A long out-of-print account of Abraham Lincoln’s dealing with American Jews is now available online.
“Abraham Lincoln and the Jews,” a self-published book by Isaac Markens in 1909, is believed to be the fullest account of Lincoln’s dealings with Jews before and during the Civil War.
Referring to contemporary letters and documents, it recounts Lincoln’s reversal of a law that allowed only Christians to serve as military chaplains and his rescinding of a notorious 1862 order by Gen. Ulysses Grant expelling all Jews from Kentucky, Mississippi and Tennessee.
Grant’s order appeared in part motivated by anti-Semitism, but Jewish peddlers who roamed the region despite orders against such transience also frustrated him. Troops forced 30 Jewish families out of Paducah, Ky., under the order.
Jewish leaders from the region appealed directly to Lincoln, who ordered Gen. Henry Halleck to tell Grant the order was unacceptable.

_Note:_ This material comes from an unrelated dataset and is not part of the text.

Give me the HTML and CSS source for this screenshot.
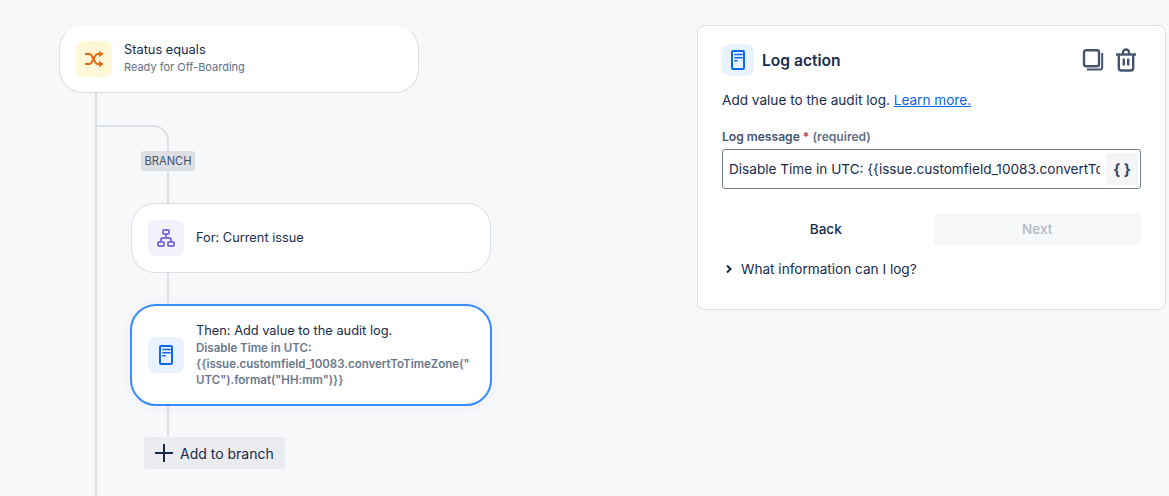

“The President has no objection to your expelling traitors and Jew peddlers, which I suppose was the object of your order,” Halleck wrote, according to Markens’ account, “but as in terms proscribed an entire religious class, some of whom are fighting in our ranks, the President deems it necessary to revoke it.”
The book recounts the outrage Grant’s order provoked in the U.S. Senate and in newspapers across the nation. Featured in a recent issue of Secrecy News, the publication of the Federation of American Scientists, the book is available at http://books.google.com/books?id=-OxMjGRkFXwC&printsec=titlepage#PPA27,M1.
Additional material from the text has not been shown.